## Start Provided records

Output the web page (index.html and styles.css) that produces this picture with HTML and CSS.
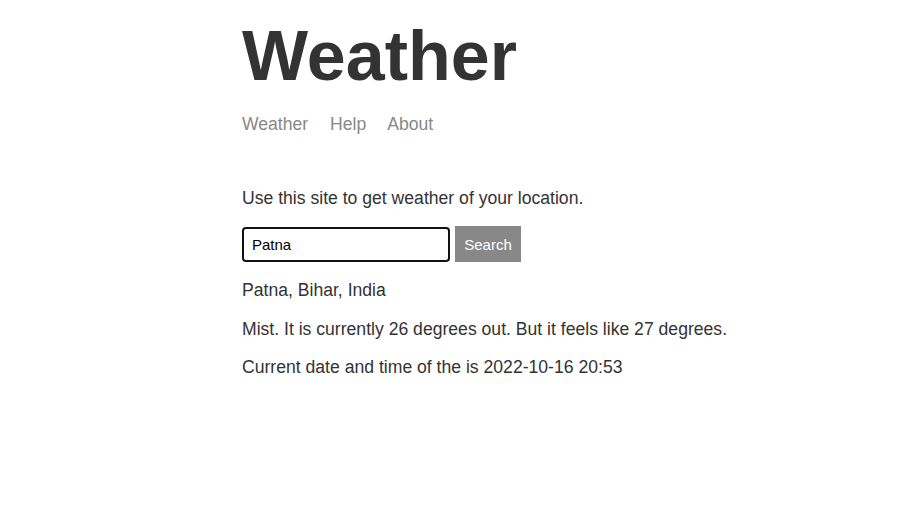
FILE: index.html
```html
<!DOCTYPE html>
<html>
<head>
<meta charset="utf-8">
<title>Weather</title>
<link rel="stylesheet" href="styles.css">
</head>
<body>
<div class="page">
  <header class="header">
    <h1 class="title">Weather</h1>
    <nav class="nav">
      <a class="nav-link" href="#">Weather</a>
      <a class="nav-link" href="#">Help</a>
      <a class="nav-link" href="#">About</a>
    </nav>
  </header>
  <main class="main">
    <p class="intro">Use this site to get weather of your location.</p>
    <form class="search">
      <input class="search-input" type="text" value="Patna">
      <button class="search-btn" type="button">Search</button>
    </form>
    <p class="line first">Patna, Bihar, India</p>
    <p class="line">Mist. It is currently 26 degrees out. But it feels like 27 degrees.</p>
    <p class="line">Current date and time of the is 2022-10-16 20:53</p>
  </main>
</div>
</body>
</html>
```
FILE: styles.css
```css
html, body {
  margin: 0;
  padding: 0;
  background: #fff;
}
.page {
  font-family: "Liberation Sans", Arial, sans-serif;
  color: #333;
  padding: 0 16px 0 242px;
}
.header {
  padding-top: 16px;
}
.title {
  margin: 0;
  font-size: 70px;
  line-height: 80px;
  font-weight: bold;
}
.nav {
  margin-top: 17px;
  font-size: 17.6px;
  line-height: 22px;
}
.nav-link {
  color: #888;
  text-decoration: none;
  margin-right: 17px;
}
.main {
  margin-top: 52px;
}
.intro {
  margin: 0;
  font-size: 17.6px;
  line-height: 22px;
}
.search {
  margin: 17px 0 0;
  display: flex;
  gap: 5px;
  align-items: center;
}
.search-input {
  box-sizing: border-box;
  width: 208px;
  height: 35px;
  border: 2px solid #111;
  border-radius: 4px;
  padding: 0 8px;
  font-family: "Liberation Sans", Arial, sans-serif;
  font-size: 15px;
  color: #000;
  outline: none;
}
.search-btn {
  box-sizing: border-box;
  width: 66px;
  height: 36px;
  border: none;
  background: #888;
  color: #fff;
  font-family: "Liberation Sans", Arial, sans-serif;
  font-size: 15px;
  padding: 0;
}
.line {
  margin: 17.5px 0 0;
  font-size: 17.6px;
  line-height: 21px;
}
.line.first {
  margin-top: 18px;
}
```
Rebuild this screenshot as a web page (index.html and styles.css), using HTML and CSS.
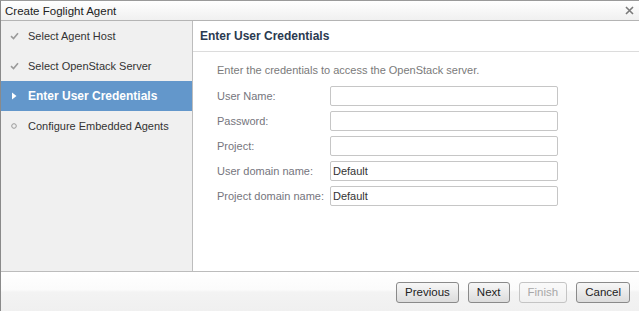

## End Provided records

Prompt:
Take the listing above and print it exactly, apart from the pictures.

The result:
Output the web page (index.html and styles.css) that produces this picture with HTML and CSS.
FILE: index.html
```html
<!DOCTYPE html>
<html>
<head>
<meta charset="utf-8">
<title>Weather</title>
<link rel="stylesheet" href="styles.css">
</head>
<body>
<div class="page">
  <header class="header">
    <h1 class="title">Weather</h1>
    <nav class="nav">
      <a class="nav-link" href="#">Weather</a>
      <a class="nav-link" href="#">Help</a>
      <a class="nav-link" href="#">About</a>
    </nav>
  </header>
  <main class="main">
    <p class="intro">Use this site to get weather of your location.</p>
    <form class="search">
      <input class="search-input" type="text" value="Patna">
      <button class="search-btn" type="button">Search</button>
    </form>
    <p class="line first">Patna, Bihar, India</p>
    <p class="line">Mist. It is currently 26 degrees out. But it feels like 27 degrees.</p>
    <p class="line">Current date and time of the is 2022-10-16 20:53</p>
  </main>
</div>
</body>
</html>
```
FILE: styles.css
```css
html, body {
  margin: 0;
  padding: 0;
  background: #fff;
}
.page {
  font-family: "Liberation Sans", Arial, sans-serif;
  color: #333;
  padding: 0 16px 0 242px;
}
.header {
  padding-top: 16px;
}
.title {
  margin: 0;
  font-size: 70px;
  line-height: 80px;
  font-weight: bold;
}
.nav {
  margin-top: 17px;
  font-size: 17.6px;
  line-height: 22px;
}
.nav-link {
  color: #888;
  text-decoration: none;
  margin-right: 17px;
}
.main {
  margin-top: 52px;
}
.intro {
  margin: 0;
  font-size: 17.6px;
  line-height: 22px;
}
.search {
  margin: 17px 0 0;
  display: flex;
  gap: 5px;
  align-items: center;
}
.search-input {
  box-sizing: border-box;
  width: 208px;
  height: 35px;
  border: 2px solid #111;
  border-radius: 4px;
  padding: 0 8px;
  font-family: "Liberation Sans", Arial, sans-serif;
  font-size: 15px;
  color: #000;
  outline: none;
}
.search-btn {
  box-sizing: border-box;
  width: 66px;
  height: 36px;
  border: none;
  background: #888;
  color: #fff;
  font-family: "Liberation Sans", Arial, sans-serif;
  font-size: 15px;
  padding: 0;
}
.line {
  margin: 17.5px 0 0;
  font-size: 17.6px;
  line-height: 21px;
}
.line.first {
  margin-top: 18px;
}
```
Rebuild this screenshot as a web page (index.html and styles.css), using HTML and CSS.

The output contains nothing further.